Августов понимающе покивал головой и включил диктофон своего телефона:
«В конце октября 1900 года Пабло Пикассо вышел из вагона на перрон вокзала Орсэ в Париже. В столице Франции он и остался почти на всю жизнь. Балерина Ольга Хохлова из группы Дягилева стала женой Пикассо, и через три года родился их сын Паоло. После измены Пикассо Ольга потребовала развода. Но Пикассо не соглашался, чтобы не отдавать ей половину своего имущества и картин. Пабло влюбился в 17-летнюю блондинку Мари-Терез Вольтер. Потом у него появилась Дора Маар, девушка-фотограф. Мари-Терез родила от Пикассо дочь Майю. Он не оставлял Мари-Терез и Майю, продолжая отношения с Дорой. Обе женщины как-то даже подрались в период, когда он работал над большим полотном «Герника». Он был очень доволен и с гордостью рассказывал: «Две женщины дерутся из-за меня перед «Герникой». От упрёков Доры он скрывался у Мари-Терез, но потом снова и снова возвращался к Доре, потому что он не был простым испанцем Пабло, но всегда оставался всемирно известным Пикассо. И женщины, и всё окружающее, служили для него только хворостом для творческого костра, в котором рождались его великие картины.
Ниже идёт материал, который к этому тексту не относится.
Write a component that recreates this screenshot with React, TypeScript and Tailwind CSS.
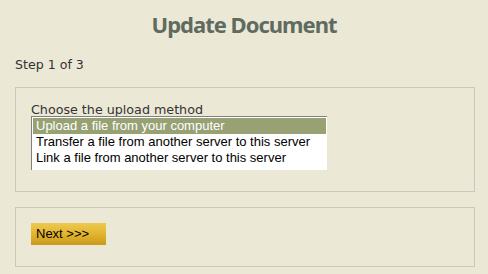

От Доры он ушёл к молодой художнице Франсуазе Жело, он даже представил их друг другу. После разрыва с Пикассо Дора два года провела в психлечебнице их приятеля, она была на грани сумасшествия. Позже Пикассо купил ей дом в маленьком городке в Провансе и дал ей несколько картин. Возможно, и этот портрет является одной из отданных Доре картин, среди искусствоведов единого мнения на этот счёт сегодня нет. Дора перестала зарабатывать фотографией и стала ревностной католичкой».